Ce nouvel épisode de tensions a débuté le 18 février dernier, jour du vote de ratification de la nouvelle convention collective des vérificateurs – responsables de la logistique des chargements et des déchargements des conteneurs. Il s’est poursuivi, lundi, alors que le Syndicat des vérificateurs du port de Montréal ainsi que celui des débardeurs ont vivement critiqué l’AEM dans la foulée d’une déclaration publiée sur son site web.

Selon nos informations, c’est le véhicule d’un membre du syndicat qui a été ciblé par un acte de vandalisme. Deux pneus auraient été crevés par un couteau à lame rétractable (de type Exacto) pendant que les syndiqués votaient, à plus de 80 %, en faveur du nouveau contrat de travail.

Dans un message texto envoyé aux membres, la présidente syndicale, Élizabeth Rancourt-Bond, a qualifié l’affaire d’« incident préoccupant », mais a demandé de « régler cela en interne ».

« Nous avons pu capturer des images de l’incident qui nous ont profondément troublés, lit-on, dans le message obtenu par La Presse. Notre objectif principal est de résoudre cette affaire rapidement et équitablement. Nous vous demandons votre aide pour encourager la personne responsable à se présenter. Nous comprenons que les gens commettent des erreurs. Cependant, si la personne ne se présente pas, nous serons obligés de partager les images avec les autorités. »

Mme Rancourt-Bond n’a pas rappelé La Presse pour répondre à ses questions spécifiques par rapport à cet évènement. S’il confirme l’authenticité du message, le vice-président syndical Albert Batten affirme que personne ne sait exactement où le méfait s’est produit.

« Est-ce que c’est arrivé à l’assemblée, dans le stationnement, au magasin ? On ne sait pas, soutient-il. On a envoyé le message au groupe juste pour aller à la pêche, pour essayer de trouver qui l’a fait. »

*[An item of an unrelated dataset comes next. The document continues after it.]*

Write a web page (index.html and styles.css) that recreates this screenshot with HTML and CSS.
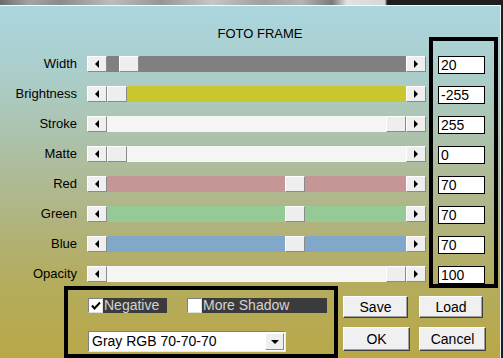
FILE: index.html
```html
<!DOCTYPE html>
<html lang="en">
<head>
  <meta charset="UTF-8" />
  <title>Foto Frame</title>
  <link rel="stylesheet" href="styles.css">
</head>
<body>
  <div class="strip"></div>
  <div class="dialog">
    <div class="upper">
      <div class="sliders">
        <div class="title">FOTO FRAME</div>
        <div class="rows">
          <div class="row">
            <span class="label">Width</span>
            <div class="scroll"><span class="arrow left"></span><div class="track gray"><span class="thumb" style="margin-left:12px"></span></div><span class="arrow right"></span></div>
          </div>
          <div class="row">
            <span class="label">Brightness</span>
            <div class="scroll"><span class="arrow left"></span><div class="track yellow"><span class="thumb" style="margin-left:0px"></span></div><span class="arrow right"></span></div>
          </div>
          <div class="row">
            <span class="label">Stroke</span>
            <div class="scroll"><span class="arrow left"></span><div class="track white"><span class="thumb" style="margin-left:279px"></span></div><span class="arrow right"></span></div>
          </div>
          <div class="row">
            <span class="label">Matte</span>
            <div class="scroll"><span class="arrow left"></span><div class="track white"><span class="thumb" style="margin-left:0px"></span></div><span class="arrow right"></span></div>
          </div>
          <div class="row">
            <span class="label">Red</span>
            <div class="scroll"><span class="arrow left"></span><div class="track red"><span class="thumb" style="margin-left:178px"></span></div><span class="arrow right"></span></div>
          </div>
          <div class="row">
            <span class="label">Green</span>
            <div class="scroll"><span class="arrow left"></span><div class="track green"><span class="thumb" style="margin-left:178px"></span></div><span class="arrow right"></span></div>
          </div>
          <div class="row">
            <span class="label">Blue</span>
            <div class="scroll"><span class="arrow left"></span><div class="track blue"><span class="thumb" style="margin-left:178px"></span></div><span class="arrow right"></span></div>
          </div>
          <div class="row">
            <span class="label">Opacity</span>
            <div class="scroll"><span class="arrow left"></span><div class="track white"><span class="thumb" style="margin-left:279px"></span></div><span class="arrow right"></span></div>
          </div>
        </div>
      </div>
      <div class="values">
        <div class="value">20</div>
        <div class="value">-255</div>
        <div class="value">255</div>
        <div class="value">0</div>
        <div class="value">70</div>
        <div class="value">70</div>
        <div class="value">70</div>
        <div class="value">100</div>
      </div>
    </div>
    <div class="lower">
      <div class="options">
        <div class="checks">
          <div class="check">
            <span class="box">
              <svg width="12" height="12" viewBox="0 0 12 12"><polyline points="2,5.5 4.5,8.5 10,2.5" fill="none" stroke="#000" stroke-width="2"/></svg>
            </span>
            <span class="caption neg">Negative</span>
          </div>
          <div class="check">
            <span class="box"></span>
            <span class="caption shadow">More Shadow</span>
          </div>
        </div>
        <div class="select">
          <span class="select-text">Gray RGB 70-70-70</span>
          <span class="select-btn"></span>
        </div>
      </div>
      <div class="buttons">
        <button class="btn save">Save</button>
        <button class="btn load">Load</button>
        <button class="btn ok">OK</button>
        <button class="btn cancel">Cancel</button>
      </div>
    </div>
  </div>
</body>
</html>
```

FILE: styles.css
```css
* {
  box-sizing: border-box;
}

body {
  margin: 0;
  width: 503px;
  height: 358px;
  overflow: hidden;
  background: #1e1e1e;
  font-family: "Liberation Sans", Arial, sans-serif;
  font-size: 13px;
  color: #000;
}

.strip {
  height: 5px;
  width: 503px;
  background: linear-gradient(90deg, #6c6c6c 0%, #a4a4a4 6%, #8a8a8a 12%, #bcbcbc 22%, #969696 32%, #c6c6c6 42%, #a0a0a0 52%, #b4b4b4 60%, #7a7a7a 66%, #e2e2e2 69%, #d6d6d6 76.5%, #1e1e1e 77%);
}

.dialog {
  width: 501px;
  height: 353px;
  border-top: 1px solid #f4f8f8;
  border-right: 1px solid #e8eef0;
  background: linear-gradient(180deg, #aad6e0 0%, #abcdc9 20%, #adc0a6 40%, #b0b585 58%, #b4ac5e 78%, #b8a848 100%);
  display: flex;
  flex-direction: column;
}

.upper {
  display: flex;
}

.sliders {
  width: 429px;
  padding-top: 20px;
}

.title {
  height: 16px;
  line-height: 16px;
  text-align: center;
  padding-left: 91px;
}

.rows {
  margin-top: 14px;
  display: flex;
  flex-direction: column;
  gap: 14px;
}

.row {
  display: flex;
  align-items: center;
  height: 16px;
}

.label {
  width: 77px;
  margin-right: 10px;
  text-align: right;
  line-height: 16px;
}

.scroll {
  display: flex;
  width: 339px;
  height: 16px;
}

.arrow {
  width: 20px;
  height: 16px;
  background: #efefef;
  border-top: 1px solid #fff;
  border-left: 1px solid #fff;
  border-right: 1px solid #8a8a8a;
  border-bottom: 1px solid #8a8a8a;
  display: flex;
  align-items: center;
  justify-content: center;
}

.arrow::before {
  content: "";
  width: 0;
  height: 0;
  border-top: 4px solid transparent;
  border-bottom: 4px solid transparent;
}

.arrow.left::before {
  border-right: 4px solid #000;
}

.arrow.right::before {
  border-left: 4px solid #000;
}

.track {
  flex: 1;
  height: 16px;
  display: flex;
}

.track.gray { background: #808080; }
.track.yellow { background: #c9c630; }
.track.white { background: #f5f5f3; }
.track.red { background: #c69596; }
.track.green { background: #95c995; }
.track.blue { background: #82a8c9; }

.thumb {
  width: 20px;
  height: 16px;
  background: #eeeeee;
  border-top: 1px solid #fff;
  border-left: 1px solid #fff;
  border-right: 1px solid #8a8a8a;
  border-bottom: 1px solid #8a8a8a;
}

.values {
  margin-top: 31px;
  width: 69px;
  height: 251px;
  border: 4px solid #000;
  padding: 15px 0 0 5px;
  display: flex;
  flex-direction: column;
  gap: 12px;
}

.value {
  width: 47px;
  height: 18px;
  background: #fff;
  border: 1px solid #000;
  padding-left: 2px;
  line-height: 16px;
  font-size: 14px;
}

.lower {
  display: flex;
  margin-top: -2px;
  padding-left: 64px;
}

.options {
  width: 274px;
  height: 72px;
  border: 4px solid #000;
  padding: 8px 0 0 20px;
}

.checks {
  display: flex;
  gap: 20px;
  height: 15px;
}

.check {
  display: flex;
}

.box {
  width: 15px;
  height: 15px;
  background: #fff;
  border-top: 1px solid #808080;
  border-left: 1px solid #808080;
  border-right: 1px solid #e0e0e0;
  border-bottom: 1px solid #e0e0e0;
  display: flex;
  align-items: center;
  justify-content: center;
}

.caption {
  height: 15px;
  line-height: 15px;
  background: #3b3b3b;
  color: #d4d4d4;
  font-size: 14px;
  padding-left: 1px;
}

.caption.neg { width: 64px; }
.caption.shadow { width: 125px; }

.select {
  margin-top: 18px;
  width: 198px;
  height: 21px;
  background: #fff;
  border-top: 1px solid #808080;
  border-left: 1px solid #808080;
  border-right: 1px solid #e8e8e8;
  border-bottom: 1px solid #e8e8e8;
  display: flex;
  align-items: center;
  justify-content: space-between;
  padding: 0 1px 0 3px;
}

.select-text {
  font-size: 14px;
  line-height: 19px;
}

.select-btn {
  width: 19px;
  height: 17px;
  background: #efefef;
  border-top: 1px solid #fff;
  border-left: 1px solid #fff;
  border-right: 1px solid #8a8a8a;
  border-bottom: 1px solid #8a8a8a;
  display: flex;
  align-items: center;
  justify-content: center;
}

.select-btn::before {
  content: "";
  width: 0;
  height: 0;
  border-left: 4px solid transparent;
  border-right: 4px solid transparent;
  border-top: 4px solid #000;
}

.buttons {
  display: grid;
  grid-template-columns: 67px 67px;
  column-gap: 9px;
  row-gap: 9px;
  padding-top: 10px;
  margin-left: 5px;
  align-content: start;
}

.btn {
  font-family: "Liberation Sans", Arial, sans-serif;
  font-size: 14px;
  color: #000;
  background: #f0f0f0;
  border-top: 1px solid #fff;
  border-left: 1px solid #fff;
  border-right: 1px solid #404040;
  border-bottom: 1px solid #404040;
  box-shadow: inset -1px -1px 0 #a0a0a0;
  padding: 0;
  height: 22px;
}

.btn.save { width: 65px; }
.btn.load { width: 64px; }
.btn.ok,
.btn.cancel {
  width: 67px;
  height: 24px;
}
```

Selon deux sources distinctes, la voiture ciblée par l’acte de vandalisme est du même modèle et de la même couleur que celle de Mme Rancourt-Bond, mais n’était pas la sienne. « Je ne sais pas quel était le modèle d’auto », indique cependant M. Batten.

De l’huile sur le feu

La sortie commune des vérificateurs et de l’AEM, diffusée lundi sur le site de l’employeur, avançait que le port de Montréal était « délaissé » au profit de concurrents à cause de « l’incertitude » entourant le renouvellement de la convention collective de ses 1100 débardeurs, représentés par le Syndicat canadien de la fonction publique. Sur les quais, les débardeurs et les vérificateurs se côtoient.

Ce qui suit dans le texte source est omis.